Burg_Hohenzollern_Feste1846

This is the REAL CASTLE where they filmed the movie!

They’re essentially one giant sleight-of-hand, a desperate hope that you’re looking at the trick rather than what’s really happening. A good script has its mythology, backstory, and storyline figured out ahead of time so that everything comes together and makes sense at the end. Since horror is an inherently sloppy genre, with writers more focused on scares than story, you see a lot of smoke and mirrors. God forbid you actually do the hard work and make it all make sense.

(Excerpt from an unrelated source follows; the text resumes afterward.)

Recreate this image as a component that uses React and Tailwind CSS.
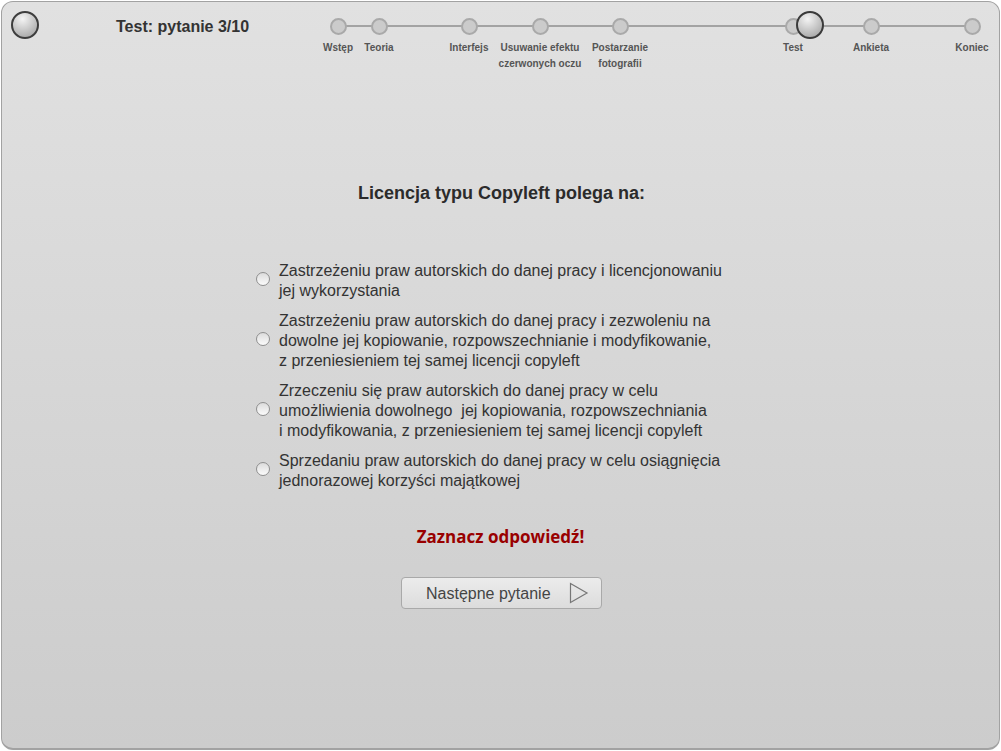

There are people who feel that Shutter Island was a smoke and mirrors screenplay. There are people who think It Follows was a smoke and mirrors screenplay.

It’s particularly easy to go the smoke and mirrors route when you’re writing one of these “main character is going crazy… or is he???” scripts. The rationale is that because he doesn’t even know if he’s going crazy, we can be unclear about everything, leaving it “up to the reader” to decide what’s real or not. The problem is, when you leave EVERYTHING up to the reader, you prove that you haven’t figured anything out for yourself. Leaving your script feeling lazy and uninspired.

But I’m getting off-track. Cure for Wellness had so many weird things going on that I didn’t think it could bring itself back from the edge. However, the deep and rich backstory about the wellness org’s origins (which dated back 200 years), as well as the reveal of what Volmer did to all his patients –indeed came together in a satisfying way.

I get the feeling that this will be an even better movie than it is a script. It’s got a bit of a “blueprint” feel to it as opposed to a standalone script feel (like yesterday’s screenplay). I’m betting the trailer is going to look amazing. Good to see Verbinski recovering from Lone Ranger.

[ ] what the hell did I just read?
[ ] wasn’t for me
[xx] worth the read
[ ] impressive
[ ] genius

What I learned: One of the things that drives me nuts when reading a script is when the writer preps us for the setting AND THEN FOLLOWS THAT BY GIVING US THE SETTING. Just give us the setting! Screenwriting is about conveying as much as possible in as few words as possible. Telling us you’re about to say something before you say it is a waste of time. Here’s an example from Cure For Wellness: “The Mercedes moves through an idyllic setting: rolling green lawns, terraced gardens where PATIENTS play shuttlecock, shuffle board, lawn boules. Others walk along well-trimmed pathways, through gardens with bountiful flowers.” The first part of that description is superfluous. We should grasp the “idyllic setting” when you describe the “rolling green lawns, terraced gardens, etc.” You don’t need to first tell us it’s an “idyllic setting.” I should point out that this is a personal preference thing. There is no “right” way to write. But writers who follow this rule tend to have smoother easier-to-read scripts.